A New Understanding of How the Brain Processes and Stores Words We Hear
Finding Has Implications for Stroke Survivors and Others with Brain Disorders.
WASHINGTON (July 5, 2023) — Georgetown University Medical Center neuroscientists say the brain’s auditory lexicon, a catalog of verbal language, is actually located in the front of the primary auditory cortex, not in back of it — a finding that upends a century-long understanding of this area of the brain. The new understanding matters because it may impact recovery and rehabilitation following a brain injury such as a stroke.
The findings appear in Neurobiology of Language on July 5, 2023.

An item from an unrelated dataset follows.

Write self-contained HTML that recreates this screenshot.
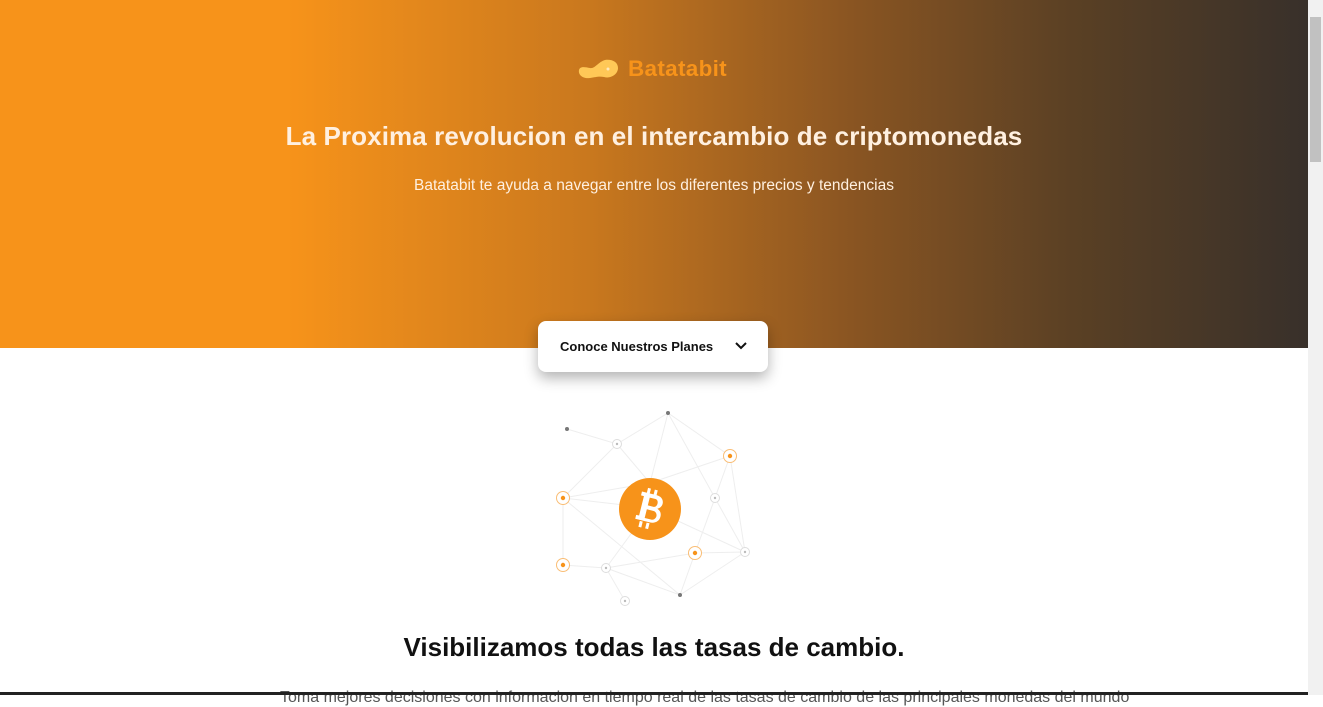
<!DOCTYPE html>
<html><head><meta charset="utf-8"><style>
*{margin:0;padding:0;box-sizing:border-box}
html,body{width:1323px;height:695px;overflow:hidden;background:#fff;font-family:"Liberation Sans",sans-serif}
.hero{position:absolute;left:0;top:0;width:1308px;height:348px;background:linear-gradient(90deg,#F7931A 0%,#F7931A 22%,#c9781e 45%,#8a5522 65%,#5a4024 82%,#38302a 100%);text-align:center;color:#fff}
.logo{position:absolute;left:577px;top:56px;display:flex;align-items:center}
.logo span{font-weight:bold;font-size:22.5px;color:#F7931A;margin-left:7px;letter-spacing:0.3px}
h1{position:absolute;top:121px;left:0;width:1308px;font-size:26px;font-weight:bold;color:#fff0e0;letter-spacing:0.1px}
.sub{position:absolute;top:177px;left:0;width:1308px;font-size:15.5px;color:#fff0e0}
.btn{position:absolute;left:538px;top:321px;width:230px;height:51px;background:#fff;border-radius:8px;box-shadow:0 6px 14px rgba(0,0,0,.3);font-size:13px;font-weight:bold;color:#111;display:flex;align-items:center;padding-left:22px}
.btn svg{position:absolute;right:20px;top:20px}
h2{position:absolute;top:632px;left:0;width:1308px;text-align:center;font-size:26px;font-weight:bold;color:#111}
.bottom{position:absolute;top:689px;left:280px;font-size:16px;color:#555;white-space:nowrap}
.line{position:absolute;left:0;top:692px;width:1308px;height:3px;background:#222}
.sb{position:absolute;left:1308px;top:0;width:15px;height:695px;background:#f1f1f1}
.thumb{position:absolute;left:1310px;top:17px;width:11px;height:145px;background:#c1c1c1}
</style></head><body>
<div class="hero">
 <div class="logo"><svg width="44" height="26" viewBox="0 0 44 26"><path d="M2 14c1-4 6-3 11-2s8-6 15-8c7-1 13 2 13 8s-7 11-14 9c-5-1-8 0-14 1C6 23 1 19 2 14z" fill="#FFC857"/><circle cx="31" cy="13" r="1.5" fill="#fff" opacity=".6"/></svg><span>Batatabit</span></div>
 <h1>La Proxima revolucion en el intercambio de criptomonedas</h1>
 <p class="sub">Batatabit te ayuda a navegar entre los diferentes precios y tendencias</p>
</div>
<div class="btn">Conoce Nuestros Planes<svg width="14" height="10" viewBox="0 0 14 10"><path d="M2 2l5 5 5-5" stroke="#111" stroke-width="2" fill="none"/></svg></div>
<svg style="position:absolute;left:530px;top:400px" width="240" height="215" viewBox="0 0 240 215">
<g stroke="#eee" stroke-width="1" fill="none">
<path d="M37 29L87 44L138 13L200 56L185 98L215 152L150 195L76 168L95 201M87 44L33 98L33 165L76 168L165 153L215 152M33 98L120 83L200 56M138 13L120 83M200 56L215 152M33 98L150 195M87 44L120 83M138 13L185 98L165 153L150 195M33 98L120 108L215 152M76 168L120 108"/>
</g>
<circle cx="120" cy="109" r="31" fill="#F7931A"/>
<g transform="rotate(14 120 109)" fill="#fff">
<rect x="113" y="89" width="3" height="6"/><rect x="120" y="89" width="3" height="6"/>
<rect x="113" y="123" width="3" height="6"/><rect x="120" y="123" width="3" height="6"/>
<path d="M108 94h15c5 0 8 3 8 7 0 3-2 5-4 6 3 1 5 3 5 7 0 5-4 8-9 8h-15v-4h3v-20h-3zM117 98v8h6c2 0 3-2 3-4s-1-4-3-4zM117 110v9h7c2 0 4-2 4-4.5s-2-4.5-4-4.5z" fill-rule="evenodd"/>
</g>
<g fill="#777"><circle cx="37" cy="29" r="2"/><circle cx="138" cy="13" r="2"/><circle cx="150" cy="195" r="2"/></g>
<g fill="#fff" stroke="#ddd"><circle cx="87" cy="44" r="4.5"/><circle cx="185" cy="98" r="4.5"/><circle cx="215" cy="152" r="4.5"/><circle cx="76" cy="168" r="4.5"/><circle cx="95" cy="201" r="4.5"/></g>
<g fill="#bbb"><circle cx="87" cy="44" r="1.2"/><circle cx="185" cy="98" r="1.2"/><circle cx="215" cy="152" r="1.2"/><circle cx="76" cy="168" r="1.2"/><circle cx="95" cy="201" r="1.2"/></g>
<g fill="#fff" stroke="#F7931A" stroke-opacity=".6"><circle cx="200" cy="56" r="6.5"/><circle cx="33" cy="98" r="6.5"/><circle cx="33" cy="165" r="6.5"/><circle cx="165" cy="153" r="6.5"/></g>
<g fill="#F7931A"><circle cx="200" cy="56" r="2.2"/><circle cx="33" cy="98" r="2.2"/><circle cx="33" cy="165" r="2.2"/><circle cx="165" cy="153" r="2.2"/></g>
</svg>
<h2>Visibilizamos todas las tasas de cambio.</h2>
<div class="bottom">Toma mejores decisiones con informacion en tiempo real de las tasas de cambio de las principales monedas del mundo</div>
<div class="line"></div>
<div class="sb"></div><div class="thumb"></div>
</body></html>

Previously, the researchers showed the existence of a lexicon for written words at the base of the brain’s left hemisphere in a region known as the Visual Word Form Area (VWFA) and subsequently determined that newly learned written words were added to the VWFA. The present study sought to test whether a similar lexicon existed for spoken words in the so-called Auditory Word Form Area (AWFA), located anterior to primary auditory cortex.
“Since the early 1900s, scientists believed spoken word recognition took place behind the primary auditory cortex, but that model did not fit well with many observations from patients with speech recognition deficits, such as stroke patients,” says Maximilian Riesenhuber, PhD, professor in the Department of Neuroscience at Georgetown University Medical Center and senior author of this study. “Our discovery of an auditory lexicon more towards the front of the brain provides a new target area to help us understand speech comprehension deficits.”
In the study, led by Srikanth Damera, MD, PhD, 26 volunteers went through three rounds of functional magnetic resonance imaging (fMRI) scans to examine their spoken word processing abilities. The technique used in this study was called fMRI-rapid adaptation (fMRI-RA), which is more sensitive than conventional fMRI in assessing representation of auditory words as well as the learning of new words.
“In future studies, it will be interesting to investigate how interventions directed at the AWFA affect speech comprehension deficits in people with different types of strokes or brain injury,” says Riesenhuber. “We are also trying to understand how the written and spoken word systems interact. Beyond that, we are using the same techniques to look for auditory lexica in other parts of the brain, such as those responsible for speech production.”
Josef Rauschecker, PhD, DSc, professor in the Department of Neuroscience at Georgetown and co-author of the study, adds that many aspects of how the brain processes words, either written or verbal, remain unexplored.
“We know that when we learn to speak, we rely on our auditory system to tell us whether the sound we’ve produced accurately represents our intended word,” he said. “We use that feedback to refine future attempts to say the word. However, the brain’s process for this remains poorly understood — both for young children learning to speak for the first time, but also for older people learning a second language.”
In addition to Riesenhuber, Damera and Rauschecker, the other authors at Georgetown University are Lillian Chang, Plamen Nikolov, James Mattei, Suneel Banerjee, Patrick H. Cox and Xiong Jiang. Laurie S. Glezer is at San Diego State University, CA.
This work was supported by funds from the National Science Foundation grant BCS-1756313. Additional support was provided by NIH grant 1S10OD023561. This work also used resources provided through the Extreme Science and Engineering Discovery Environment (XSEDE), which is supported by National Science Foundation grant ACI-1548562.
The authors declare no personal financial interests related to the study.